Он выложил поднятое на подоконник, чтобы посмотреть утром. Закутался посильней, вновь согреваясь. Черт-те что, конечно. Завтра бы четвертую, пятую главы… Прижмем мы тебя, Фрол, с Семеном Петровичем…

Заснул Виктор быстро, без сновидений и вывалился в серое бессолнечное утро следующего дня неожиданно бодрым и полным сил.

На подоконнике, проверенном в первую очередь, ничего не было. Ни патрона, ни колпачка. И прекрасно, в самом деле! Подумав, Виктор логично решил, что эпизод с железкой был всего лишь продолжением сна. Так сказать, сон во сне. Даже в литературе прием известный. История, вложенная в историю, рассказанную участником общей истории.

И-и-эх!

В кои-то веки Виктор созрел для некого подобия зарядки – раз пять присел и два раза отжался.

Тело скрипнуло в колене и хрустнуло под лопаткой, но, в целом, повело себя сносно, не заартачилось, выдержало. Живы еще! Можем! Обросли жирком, конечно, но тут уж возраст и депрессивное состояние…

Впрочем, прошлое это, прошлое!

Сейчас мы ка-ак пройдемся гребнем облавы по злачным местам Боголюбска, ка-ак поместим три десятка подозрительных лиц в камеры предварительного заключения…

Сбегав к умывальнику, Виктор вернулся в дом с полотенцем на шее. Включил плитку, поставил чайник. Посмотрел на часы – рано, семи нет.

За окнами в полушубке и трусах зигзагами, оскальзываясь на подмерзшей грязи, пробирался в направлении к магазину пьяный Пахомов. Сейчас будет будить живущую при магазине Таньку, чтобы дала опохмелиться.

Брел Лешка на самом что ни на есть автопилоте, даже глаза, кажется, были закрыты. Вдалеке сквозь дымку мигал фонарь.

Странное все же существо человек, подумалось Виктору. Уживаются как-то в нас и звериная жестокость, и пронзительная сентиментальность, и пьяное безумие, и отчаянная храбрость. Что-то надо делать с человечеством, опасный это дуализм…

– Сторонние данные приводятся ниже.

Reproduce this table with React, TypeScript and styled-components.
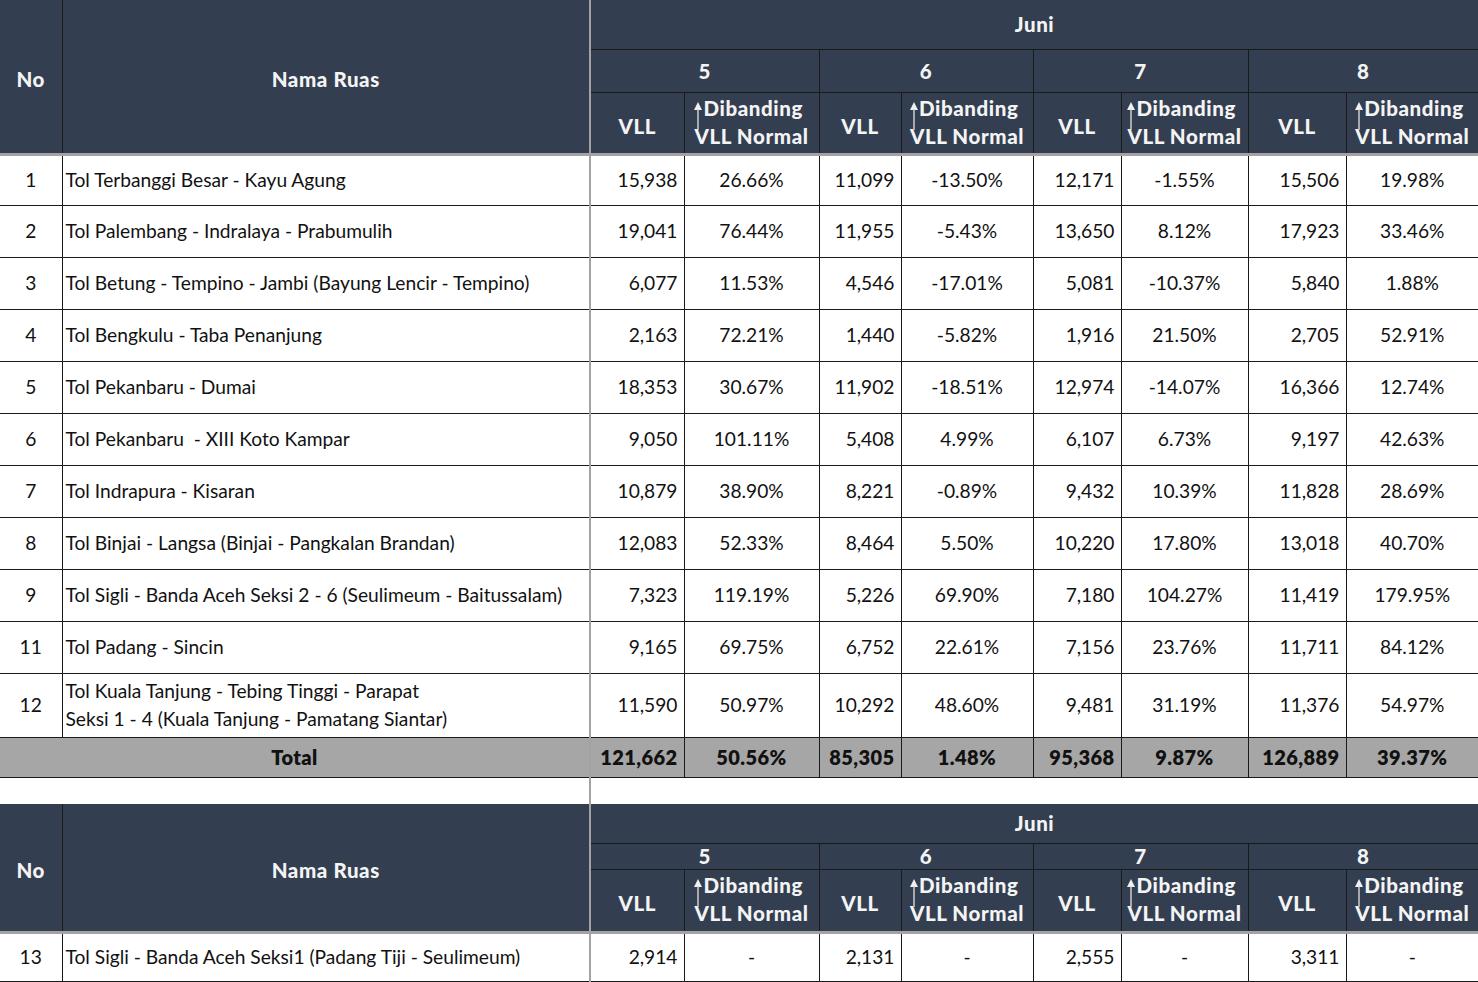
import React from "react";
import styled, { createGlobalStyle } from "styled-components";

const Global = createGlobalStyle`
  html, body { margin: 0; padding: 0; background: #ffffff; }
  * { box-sizing: border-box; }
`;

const HEAD_BG = "#333f50";
const GRID = "#1a1a1a";
const GRAY = "#a3a3a3";
const FONT = `"Lato", "Liberation Sans", sans-serif`;

const Sheet = styled.table`
  border-collapse: collapse;
  table-layout: fixed;
  width: 1478px;
  font-family: ${FONT};
  color: #111;
`;

const HeadCell = styled.th<{ $h?: number; $edge?: "left" | "right"; $sep?: boolean; $bottom?: boolean; $low?: boolean }>`
  background: ${HEAD_BG};
  color: #f4f4f4;
  font-weight: 900;
  font-size: 20.5px;
  letter-spacing: 0.6px;
  text-align: center;
  vertical-align: middle;
  padding: ${(p) => (p.$low ? "6px 0 0 0" : "0")};
  height: ${(p) => (p.$h ? `${p.$h}px` : "auto")};
  border: 1px solid ${GRID};
  border-top: none;
  ${(p) => (p.$edge === "left" ? "border-left: none;" : "")}
  ${(p) => (p.$edge === "right" ? "border-right: none;" : "")}
  ${(p) => (p.$sep ? `border-right: 2px solid ${GRAY};` : "")}
  ${(p) => (p.$bottom ? `border-bottom: 3px solid ${GRAY};` : "")}
`;

const Cell = styled.td<{ $align?: "left" | "center" | "right"; $edge?: "left" | "right"; $sep?: boolean; $h?: number; $total?: boolean }>`
  font-size: ${(p) => (p.$total ? "20px" : "19.2px")};
  letter-spacing: ${(p) => (p.$total ? "0.4px" : "0")};
  font-weight: ${(p) => (p.$total ? 800 : 400)};
  background: ${(p) => (p.$total ? "#a6a6a6" : "#ffffff")};
  text-align: ${(p) => p.$align || "center"};
  vertical-align: middle;
  padding: ${(p) => (p.$align === "right" ? "0 6px 0 0" : p.$align === "left" ? "0 0 0 3px" : "0")};
  height: ${(p) => (p.$h ? `${p.$h}px` : "52px")};
  border: 1px solid ${GRID};
  white-space: pre;
  line-height: 28px;
  ${(p) => (p.$edge === "left" ? "border-left: none;" : "")}
  ${(p) => (p.$edge === "right" ? "border-right: none;" : "")}
  ${(p) => (p.$sep ? `border-right: 2px solid ${GRAY};` : "")}
`;

const Spacer = styled.td<{ $sep?: boolean }>`
  height: 27px;
  padding: 0;
  background: #fff;
  border: none;
  ${(p) => (p.$sep ? `border-right: 2px solid ${GRAY};` : "")}
`;

const CompareLabel = styled.span`
  position: relative;
  display: inline-block;
  text-align: left;
  line-height: 28px;
  margin-top: -2px;
`;

const FirstLine = styled.span`
  display: block;
  padding-left: 9px;
`;

const SecondLine = styled.span`
  display: block;
`;

const ArrowMark = styled.svg`
  position: absolute;
  left: -1px;
  top: 7px;
  width: 10px;
  height: 30px;
`;

const columns = [62, 528, 94, 135, 82, 132, 88, 127, 98, 132];

type Row = { no: number; name: string[]; vals: string[] };

const rows: Row[] = [
  { no: 1, name: ["Tol Terbanggi Besar - Kayu Agung"], vals: ["15,938", "26.66%", "11,099", "-13.50%", "12,171", "-1.55%", "15,506", "19.98%"] },
  { no: 2, name: ["Tol Palembang - Indralaya - Prabumulih"], vals: ["19,041", "76.44%", "11,955", "-5.43%", "13,650", "8.12%", "17,923", "33.46%"] },
  { no: 3, name: ["Tol Betung - Tempino - Jambi (Bayung Lencir - Tempino)"], vals: ["6,077", "11.53%", "4,546", "-17.01%", "5,081", "-10.37%", "5,840", "1.88%"] },
  { no: 4, name: ["Tol Bengkulu - Taba Penanjung"], vals: ["2,163", "72.21%", "1,440", "-5.82%", "1,916", "21.50%", "2,705", "52.91%"] },
  { no: 5, name: ["Tol Pekanbaru - Dumai"], vals: ["18,353", "30.67%", "11,902", "-18.51%", "12,974", "-14.07%", "16,366", "12.74%"] },
  { no: 6, name: ["Tol Pekanbaru  - XIII Koto Kampar"], vals: ["9,050", "101.11%", "5,408", "4.99%", "6,107", "6.73%", "9,197", "42.63%"] },
  { no: 7, name: ["Tol Indrapura - Kisaran"], vals: ["10,879", "38.90%", "8,221", "-0.89%", "9,432", "10.39%", "11,828", "28.69%"] },
  { no: 8, name: ["Tol Binjai - Langsa (Binjai - Pangkalan Brandan)"], vals: ["12,083", "52.33%", "8,464", "5.50%", "10,220", "17.80%", "13,018", "40.70%"] },
  { no: 9, name: ["Tol Sigli - Banda Aceh Seksi 2 - 6 (Seulimeum - Baitussalam)"], vals: ["7,323", "119.19%", "5,226", "69.90%", "7,180", "104.27%", "11,419", "179.95%"] },
  { no: 11, name: ["Tol Padang - Sincin"], vals: ["9,165", "69.75%", "6,752", "22.61%", "7,156", "23.76%", "11,711", "84.12%"] },
  { no: 12, name: ["Tol Kuala Tanjung - Tebing Tinggi - Parapat", "Seksi 1 - 4 (Kuala Tanjung - Pamatang Siantar)"], vals: ["11,590", "50.97%", "10,292", "48.60%", "9,481", "31.19%", "11,376", "54.97%"] },
];

const totals = ["121,662", "50.56%", "85,305", "1.48%", "95,368", "9.87%", "126,889", "39.37%"];
const extra: Row = { no: 13, name: ["Tol Sigli - Banda Aceh Seksi1 (Padang Tiji - Seulimeum)"], vals: ["2,914", "-", "2,131", "-", "2,555", "-", "3,311", "-"] };

const days = ["5", "6", "7", "8"];

function Arrow() {
  return (
    <ArrowMark viewBox="0 0 10 30">
      <polygon points="1,9 5,1 9,9" fill="#f0f0f0" />
      <line x1="5" y1="8" x2="5" y2="29" stroke="#d8d8d8" strokeWidth="1.4" />
    </ArrowMark>
  );
}

function HeaderBlock({ h }: { h: [number, number, number] }) {
  return (
    <>
      <tr>
        <HeadCell rowSpan={3} $edge="left" $bottom $low>No</HeadCell>
        <HeadCell rowSpan={3} $sep $bottom $low>Nama Ruas</HeadCell>
        <HeadCell colSpan={8} $h={h[0]} $edge="right">Juni</HeadCell>
      </tr>
      <tr>
        {days.map((d, i) => (
          <HeadCell key={d} colSpan={2} $h={h[1]} $edge={i === 3 ? "right" : undefined}>{d}</HeadCell>
        ))}
      </tr>
      <tr>
        {days.map((d, i) => (
          <React.Fragment key={d}>
            <HeadCell $h={h[2]} $bottom $low>VLL</HeadCell>
            <HeadCell $h={h[2]} $bottom $edge={i === 3 ? "right" : undefined}>
              <CompareLabel>
                <Arrow />
                <FirstLine>Dibanding</FirstLine>
                <SecondLine>VLL Normal</SecondLine>
              </CompareLabel>
            </HeadCell>
          </React.Fragment>
        ))}
      </tr>
    </>
  );
}

function DataRow({ row, h }: { row: Row; h?: number }) {
  return (
    <tr>
      <Cell $edge="left" $h={h}>{row.no}</Cell>
      <Cell $align="left" $sep $h={h}>
        {row.name.map((n, i) => (
          <React.Fragment key={i}>
            {i > 0 && <br />}
            {n}
          </React.Fragment>
        ))}
      </Cell>
      {row.vals.map((v, i) => (
        <Cell key={i} $h={h} $align={i % 2 === 0 ? "right" : "center"} $edge={i === 7 ? "right" : undefined}>
          {v}
        </Cell>
      ))}
    </tr>
  );
}

export default function App() {
  return (
    <>
      <Global />
      <Sheet>
        <colgroup>
          {columns.map((w, i) => (
            <col key={i} style={{ width: w }} />
          ))}
        </colgroup>
        <thead>
          <HeaderBlock h={[49, 43, 62]} />
        </thead>
        <tbody>
          {rows.map((r) => (
            <DataRow key={r.no} row={r} h={r.no === 12 ? 64 : r.no === 1 ? 51 : 52} />
          ))}
          <tr>
            <Cell colSpan={2} $total $edge="left" $sep $h={40}>Total</Cell>
            {totals.map((v, i) => (
              <Cell key={i} $total $h={40} $align={i % 2 === 0 ? "right" : "center"} $edge={i === 7 ? "right" : undefined}>
                {v}
              </Cell>
            ))}
          </tr>
          <tr>
            <Spacer colSpan={2} $sep />
            <Spacer colSpan={8} />
          </tr>
        </tbody>
        <tbody>
          <HeaderBlock h={[39, 26, 63]} />
          <DataRow row={extra} h={49} />
        </tbody>
      </Sheet>
    </>
  );
}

С другой стороны, как без зла определить добро? Значит, зло должно быть, хотя бы в гомеопатических дозах? А кто ее, эту дозу знает? Может, и Господь Бог отмеряет на глазок, тому, этому, от-черт, перебор. М-да.

Виктор достал тетради, законченную, о трех главах, и новую, едва начатую. Ага, вот с этого момента…

" – Тикай, хлопцы! Угро!

Крик разлетелся по комнатам Семеновского дома, и тут же зазвенело стекло, закачались занавески, затопали по лестницам и полам. Косматые, тревожные тени заметались в свечном свете. Ан-нет, послюнявив пальцы, Бог с ним, со светом-то.